While I loved reading and writing, it’s my responsibility to help my students find what they love.
Tag, @msstewart, @englishcomp, @stevejmoore, @engltchrleo, @tweenteacher, @mctownsley: if you have the time and inclination, you’re it. Be sure to link back to Shelly and Mary Beth’s posts.

Comments 3
I also want to thank Mrs. Nap for empowering her students to run their own productions of Dracula and The Foreigner, for the gutsy move of putting a nearly un-production of Antigone on the stage, and for showing me that there was life after high school football. There’s the rigor of passing a test, and then there’s the rigor of casting, rehearsing, staging, performing, and striking a show.
With that, goodnight, PLN. It’s been a looooooong day.
Posted 11 Dec 2009 at 8:08 pm ¶What a great read, Chad!
I really enjoyed the way you led us through the stages of your education as a young adult.
I agree completely that schools need to be relevant and learning authentic. I read a great comment in a post by Scott McLeod (who was recounting some comments by Will Richardson) “Outside of school ALL of our learning is inquiry- / passion-based.”
I, too, was an avid reader and found school easy to navigate. I, too, wonder about my peers and their experiences.
Thanks so much for accepting the challenge–you tagged some great people, I hope a few are up for it!

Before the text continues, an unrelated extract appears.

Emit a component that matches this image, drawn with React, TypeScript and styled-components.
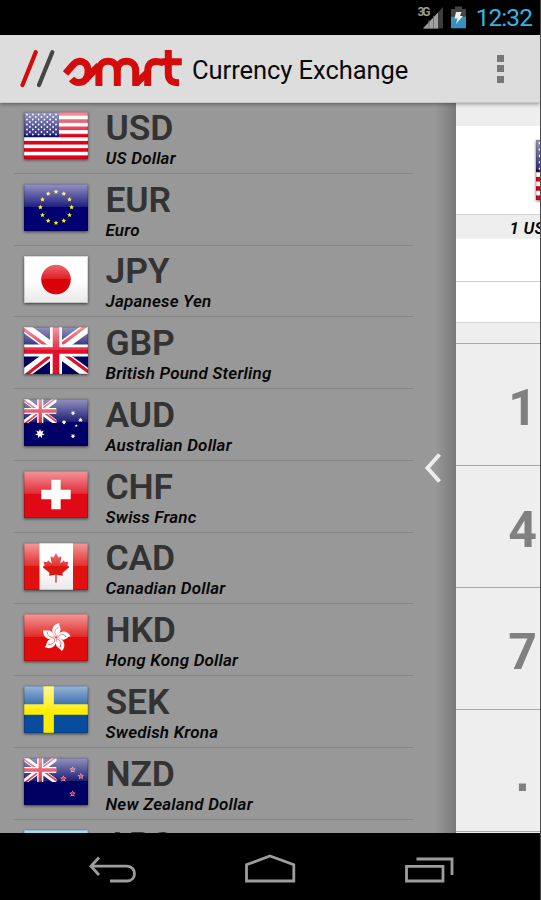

Posted 11 Dec 2009 at 8:53 pm ¶What an incredible read! I really love what you said and believe in it, “The teachers who taught me the most about myself and the power of communication to share feeling, meaning, and memory either allowed me the most freedom or pushed me the most to do something more than settle. They did not standardize me.” In a day when standardize tests are what runs educational policy, we need more teachers like the ones you pointed out. Hopefully, the community of passionate bloggers like you, Mary Beth, and the numerous others we tag will continue to pinpoint the greatness within our students and realize there should be more on the agenda versus the standardization of our students.